Cada cuatro años se anuncia que el país está paralizado y mucha gente que no mira fútbol decide mirar el mundial, y algunos gritamos y nos emocionamos (yo grité con particular euforia los goles de Maxi Rodríguez en 2006 contra México y de Ángel Di María en 2014 contra Suiza, ambos en suplementario). Pero quien siga a su equipo todos los fines de semana sabe que el mundial es una eventualidad y una emoción efímera, y que la Selección es incapaz de ocupar la cabeza de alguien durante la semana laboral o de generar expectativas por un refuerzo proveniente del fútbol griego en pleno enero. El hincha patológico que describe Roberto Fontanarrosa en “La observación de los pájaros”, negado a ver un clásico rosarino y al mismo tiempo atento a cualquier señal de un gol mientras camina por una ciudad desierta, es inimaginable a nivel nacional.
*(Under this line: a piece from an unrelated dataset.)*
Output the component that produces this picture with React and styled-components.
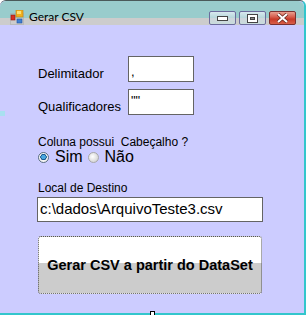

Habrá un grupo de personas que prefieran a la Selección antes que a su equipo, pero no son hinchas: es gente que se compra una camiseta de Argentina como indumentaria turística. Entre los hinchas está mal visto poner a la Selección por encima del club, y yo en particular me niego a usar una camiseta titular argentina porque tiene los mismos colores que el clásico rival de mi equipo. Maradona es hincha de Boca, pero está más allá de esto porque el primer Maradona que se nos viene a la cabeza tiene la camiseta albiceleste, de la misma manera que el primer Riquelme tiene la camiseta de Boca. Entonces Maradona quizás es el único hincha argentino.
Entre las innumerables fotos de famosos con Maradona que circularon estos días aparecieron grandes exponentes argentinos de otros deportes, como Luciana Aymar, Gabriela Sabatini, Manu Ginóbili o Juan Martín del Potro. Maradona siempre alentó a colegas argentinos en una cantidad de mundiales, deportes olímpicos, copas Davis y competencias que, sin dudas, saturarían a cualquier otra persona. Por eso Maradona es también el verdadero fanático argentino.
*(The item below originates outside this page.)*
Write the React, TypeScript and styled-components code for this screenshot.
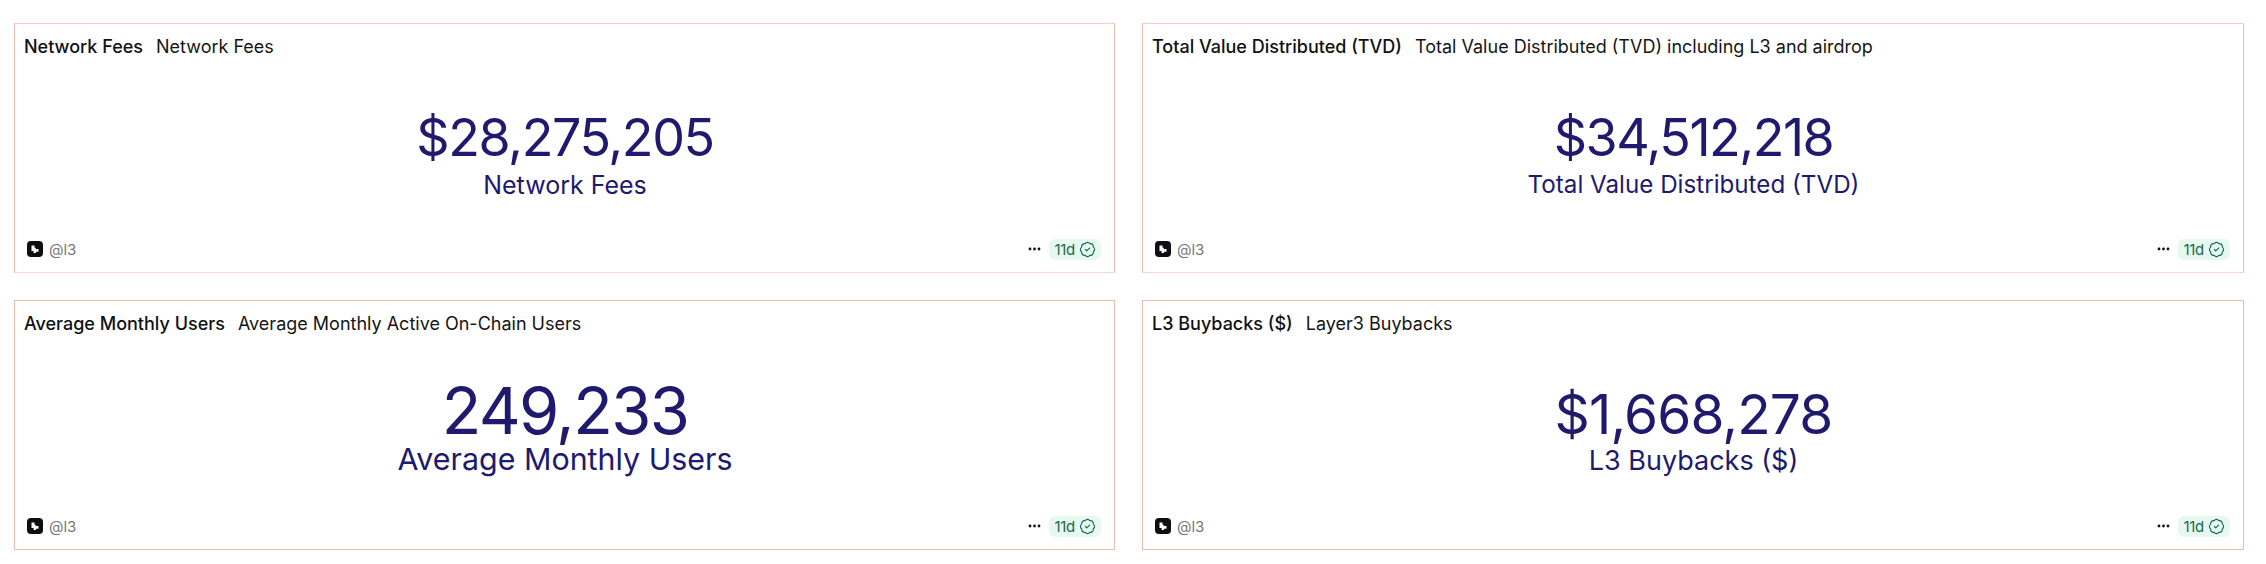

Acá hago un paréntesis molesto, pero necesario: la mayoría o casi todos esos deportes me interesan muy poco. Deben ser emocionantes para quienes los jugaron, pero como entretenimiento televisivo me resultan un poco insulsos o, por lo menos, mucho menos entretenidos que el fútbol. Nos podemos preguntar si el fútbol es popular porque es entretenido o si es entretenido porque es popular. Yo, por ejemplo, no puedo terminar de definir si me gusta el fútbol en un sentido estético o si me gusta ir a la cancha o prender la televisión para gritar, cantar, putear, sufrir; desearle la muerte a un lineman y alejarme un segundo de la terrible racionalidad a la que me somete una carrera en ciencias exactas.
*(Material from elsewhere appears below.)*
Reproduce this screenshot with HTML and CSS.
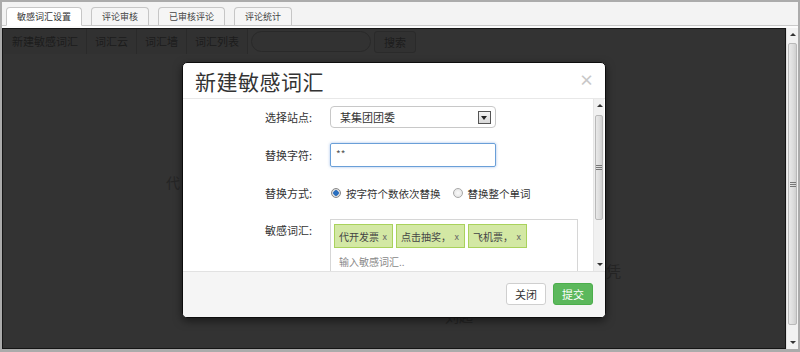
FILE: index.html
```html
<!DOCTYPE html>
<html>
<head>
    <meta charset="utf-8">
    <title>敏感词汇设置</title>
    <link rel="stylesheet" href="styles.css">
</head>
<body>
    <div class="window">
        <div class="tabbar">
            <div class="tab active">敏感词汇设置</div>
            <div class="tab">评论审核</div>
            <div class="tab">已审核评论</div>
            <div class="tab">评论统计</div>
        </div>
        <div class="main">
            <div class="content">
                <div class="toolbar">
                    <div class="tool">新建敏感词汇</div>
                    <div class="tool">词汇云</div>
                    <div class="tool">词汇墙</div>
                    <div class="tool">词汇列表</div>
                    <div class="search-box"></div>
                    <div class="search-btn">搜索</div>
                </div>
                <div class="cloud">
                    <span class="word w1">代</span>
                    <span class="word w2">文凭</span>
                    <span class="word w3">刘起</span>
                </div>
            </div>
            <div class="vscroll">
                <div class="arrow up"></div>
                <div class="track"><div class="thumb big"><span class="grip"></span></div></div>
                <div class="arrow down"></div>
            </div>
        </div>

        <div class="modal">
            <div class="modal-header">
                <div class="modal-title">新建敏感词汇</div>
                <div class="close">×</div>
            </div>
            <div class="modal-body">
                <div class="form">
                    <div class="row">
                        <div class="label">选择站点:</div>
                        <div class="select">
                            <span>某集团团委</span>
                            <span class="select-btn"></span>
                        </div>
                    </div>
                    <div class="row">
                        <div class="label">替换字符:</div>
                        <div class="input focus">**</div>
                    </div>
                    <div class="row">
                        <div class="label">替换方式:</div>
                        <div class="radios">
                            <span class="radio checked"></span>
                            <span class="radio-text">按字符个数依次替换</span>
                            <span class="radio"></span>
                            <span class="radio-text">替换整个单词</span>
                        </div>
                    </div>
                    <div class="row top">
                        <div class="label">敏感词汇:</div>
                        <div class="tags-box">
                            <div class="tags">
                                <span class="tag t1">代开发票<i>x</i></span>
                                <span class="tag t2">点击抽奖，<i>x</i></span>
                                <span class="tag t3">飞机票，<i>x</i></span>
                            </div>
                            <div class="tag-input">输入敏感词汇..</div>
                        </div>
                    </div>
                </div>
                <div class="vscroll small">
                    <div class="arrow up"></div>
                    <div class="track"><div class="thumb"><span class="grip"></span></div></div>
                    <div class="arrow down"></div>
                </div>
            </div>
            <div class="modal-footer">
                <div class="btn">关闭</div>
                <div class="btn primary">提交</div>
            </div>
        </div>
    </div>
</body>
</html>
```

FILE: styles.css
```css
* {
    box-sizing: border-box;
}

body {
    margin: 0;
    padding: 0;
    overflow: hidden;
    background-color: #ababab;
    font-family: "Noto Sans CJK SC", "Liberation Sans", sans-serif;
    font-size: 11px;
    color: #333;
}

.window {
    position: relative;
    width: 800px;
    height: 352px;
    padding: 2px 2px 3px 2px;
    background-color: #ababab;
    display: flex;
    flex-direction: column;
}

/* tabs */
.tabbar {
    height: 24px;
    background-color: #f3f3f3;
    border-bottom: 1px solid #c9c9c9;
    display: flex;
    align-items: flex-end;
    gap: 9px;
    padding-left: 4px;
}

.tab {
    height: 19px;
    margin-bottom: -1px;
    padding: 0 10px;
    font-size: 9px;
    line-height: 17px;
    color: #444;
    background-color: #f5f5f5;
    border: 1px solid #c6c6c6;
    border-bottom-color: #c9c9c9;
    border-radius: 4px 4px 0 0;
}

.tab.active {
    background-color: #fff;
    border-bottom-color: #fff;
    color: #333;
}

/* page */
.main {
    flex: 1;
    display: flex;
    border-top: 2px solid #fbfbfb;
    min-height: 0;
}

.content {
    flex: 1;
    background-color: #333;
    border: 1px solid #151515;
    display: flex;
    flex-direction: column;
}

.toolbar {
    display: flex;
    align-items: center;
    height: 25px;
    padding-left: 1px;
}

.tool {
    height: 25px;
    padding: 0 8px;
    font-size: 11px;
    line-height: 25px;
    color: #1c1c1c;
    background-color: #313131;
    border-right: 1px solid #2a2a2a;
}

.search-box {
    width: 120px;
    height: 21px;
    margin-left: 3px;
    border: 1px solid #292929;
    border-radius: 11px;
    background-color: #323232;
}

.search-btn {
    height: 22px;
    margin-left: 3px;
    padding: 0 9px;
    font-size: 11px;
    line-height: 20px;
    color: #1c1c1c;
    border: 1px solid #2a2a2a;
    border-radius: 3px;
    background-color: #313131;
}

.cloud {
    position: relative;
    flex: 1;
}

.word {
    position: absolute;
    color: #252525;
    font-size: 14px;
}

.w1 { left: 163px; top: 118px; }
.w2 { left: 588px; top: 206px; font-size: 15px; }
.w3 { left: 442px; top: 252px; }

/* scrollbars */
.vscroll {
    width: 12px;
    display: flex;
    flex-direction: column;
    background-color: #f1f1f1;
    border-left: 1px solid #e0e0e0;
}

.arrow {
    height: 13px;
    position: relative;
}

.arrow::after {
    content: "";
    position: absolute;
    left: 3px;
    width: 0;
    height: 0;
    border-left: 3px solid transparent;
    border-right: 3px solid transparent;
}

.arrow.up::after {
    top: 5px;
    border-bottom: 3px solid #333;
}

.arrow.down::after {
    top: 5px;
    border-top: 3px solid #333;
}

.track {
    flex: 1;
    padding: 2px 0;
}

.thumb {
    height: 105px;
    margin: 0 1px;
    border: 1px solid #b9b9b9;
    border-radius: 2px;
    background: linear-gradient(to right, #e9e9e9, #dcdcdc 60%, #cfcfcf);
    display: flex;
    align-items: center;
    justify-content: center;
}

.thumb.big {
    height: 282px;
}

.grip {
    width: 6px;
    height: 5px;
    border-top: 1px solid #777;
    border-bottom: 1px solid #777;
    position: relative;
}

.grip::after {
    content: "";
    position: absolute;
    left: 0;
    right: 0;
    top: 1px;
    border-top: 1px solid #777;
}

/* modal */
.modal {
    position: absolute;
    left: 182px;
    top: 62px;
    width: 424px;
    height: 256px;
    background-color: #fff;
    border: 1px solid #0d0d0d;
    border-radius: 5px;
    box-shadow: 0 3px 9px rgba(0, 0, 0, 0.5);
    display: flex;
    flex-direction: column;
    overflow: hidden;
}

.modal-header {
    height: 36px;
    display: flex;
    align-items: center;
    justify-content: space-between;
    padding: 0 11px 0 12px;
    border-bottom: 1px solid #e8e8e8;
}

.modal-title {
    font-size: 21px;
    color: #333;
    letter-spacing: 0.5px;
}

.close {
    font-size: 15px;
    font-weight: bold;
    color: #c8c8c8;
    margin-top: -2px;
}

.modal-body {
    height: 172px;
    display: flex;
    overflow: hidden;
}

.modal-body .vscroll {
    width: 11px;
    margin-right: 1px;
    border-left: 1px solid #e6e6e6;
}

.modal-body .track {
    padding: 3px 0 35px;
}

.form {
    flex: 1;
    padding-top: 7px;
    overflow: hidden;
}

.row {
    display: flex;
    align-items: center;
    gap: 18px;
    margin-bottom: 15px;
}

.row.top {
    align-items: flex-start;
}

.label {
    width: 129px;
    text-align: right;
    line-height: 22px;
    font-size: 11px;
    color: #333;
}

.select {
    width: 166px;
    height: 22px;
    border: 1px solid #c8c8c8;
    border-radius: 4px;
    display: flex;
    align-items: center;
    justify-content: space-between;
    padding: 0 4px 0 9px;
}

.select-btn {
    width: 13px;
    height: 13px;
    border: 1px solid #555;
    background: linear-gradient(#f4f4f4, #d8d8d8);
    position: relative;
}

.select-btn::after {
    content: "";
    position: absolute;
    left: 2px;
    top: 4px;
    border-left: 3.5px solid transparent;
    border-right: 3.5px solid transparent;
    border-top: 4px solid #222;
}

.input {
    width: 166px;
    height: 24px;
    padding: 0 5px;
    line-height: 20px;
    font-size: 10px;
    color: #555;
    border: 1px solid #6a9fd8;
    border-radius: 2px;
    box-shadow: 0 0 3px rgba(102, 150, 220, 0.6);
}

.radios {
    display: flex;
    align-items: center;
    height: 22px;
}

.radio {
    width: 10px;
    height: 10px;
    border: 1px solid #a8a8a8;
    border-radius: 50%;
    background: radial-gradient(#fafafa, #e0e0e0);
    margin-left: 1px;
}

.radio.checked {
    background: radial-gradient(circle, #2a6fbf 0, #2a6fbf 2.5px, #dcdcdc 3px);
    border-color: #888;
}

.radio-text {
    margin-left: 5px;
    margin-right: 11px;
    font-size: 10.5px;
    color: #333;
}

.tags-box {
    width: 248px;
    height: 70px;
    border: 1px solid #d6d6d6;
    padding: 4px 3px;
}

.tags {
    display: flex;
    gap: 3px;
}

.tag {
    flex-shrink: 0;
    white-space: nowrap;
    height: 24px;
    padding: 0 5px 0 4px;
    display: flex;
    align-items: center;
    justify-content: space-between;
    font-size: 10px;
    color: #444;
    background-color: #d3e8a4;
    border: 1px solid #a9d25c;
}

.tag.t1 { width: 59px; }
.tag.t2 { width: 69px; }
.tag.t3 { width: 59px; }

.tag i {
    font-style: normal;
    font-size: 9px;
    color: #666;
}

.tag-input {
    padding: 6px 0 0 5px;
    font-size: 10px;
    color: #888;
}

.modal-footer {
    flex: 1;
    background-color: #f5f5f5;
    border-top: 1px solid #e2e2e2;
    display: flex;
    justify-content: flex-end;
    align-items: center;
    gap: 7px;
    padding: 0 12px 2px 0;
}

.btn {
    width: 40px;
    height: 22px;
    text-align: center;
    line-height: 20px;
    font-size: 11px;
    color: #333;
    background-color: #fff;
    border: 1px solid #cfcfcf;
    border-radius: 3px;
}

.btn.primary {
    color: #fff;
    background-color: #5cb85c;
    border-color: #4cae4c;
}
```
En todo caso habría que preguntarse por qué el deporte más popular es justamente el fútbol. Sobre esto, el ensayo “El fútbol asociado”, del filósofo tucumano Hernán Zucchi, postula que: 1) todos los deportes, menos el fútbol, se juegan con las manos, por lo tanto 2) todos los deportes, menos el fútbol, conciben al jugador como un ser dotado de manos y al hombre tal cual existe, y entonces 3) al negar y prohibir el uso de las manos, el fútbol traza un espacio abstracto e irreal y logra la misión del juego: forjar un universo diferente al cotidiano que nos arranque de las obligaciones rutinarias. La paradoja maradoniana es la siguiente: en ese mundo irreal, él fue el mejor, y lo fue precisamente porque rompió esa irrealidad utilizando la mano.
Pero la ruptura del fútbol al mundo real que logró Maradona fue mucho más allá. Si el gol a los ingleses pos-Malvinas tuvo un valor simbólico para todo un país, entonces Maradona es el ícono argentino. Y si ese gesto fue adoptado también por ex colonias inglesas históricamente oprimidas como la India, Bangladesh o la República de Irlanda; si en Italia, América o el Gran Buenos Aires fue un testimonio viviente de que el sur también existe; si hoy es homenajeado por un muralista sirio en las ruinas de Binnish porque es un símbolo de resistencia; si le hizo creer al mundo que quizás el tiempo realmente estaba a favor de los pequeños, entonces Maradona es el héroe argentino.
Y si la historia de su vida desde la pobreza hasta la gloria es epopeya y parábola, si su niñez fue el sacrificio de Doña Tota, si fue el hijo pródigo de Nápoles, si su figura pública no esquivó a ninguno de los siete pecados capitales, si fue sanador y también fue leproso, si vivió la penitencia del doping y el perdón de su primogénito, entonces Maradona es, a todas luces, el milagro argentino.
Mi amigo de Racing, esa misma noche, puso en su celular el célebre video de Maradona calentando al ritmo de “Live is Life” y me dijo “mirá, es un niño”. Ese Maradona, de brillante técnica y casi un prestidigitador, estaba frente a una semifinal contra el Bayern Munich y efectivamente seguía siendo un niño, demostrando que todo esto en definitiva es solo un juego.
Y si este es el final del juego, creo que lo jugó como nadie.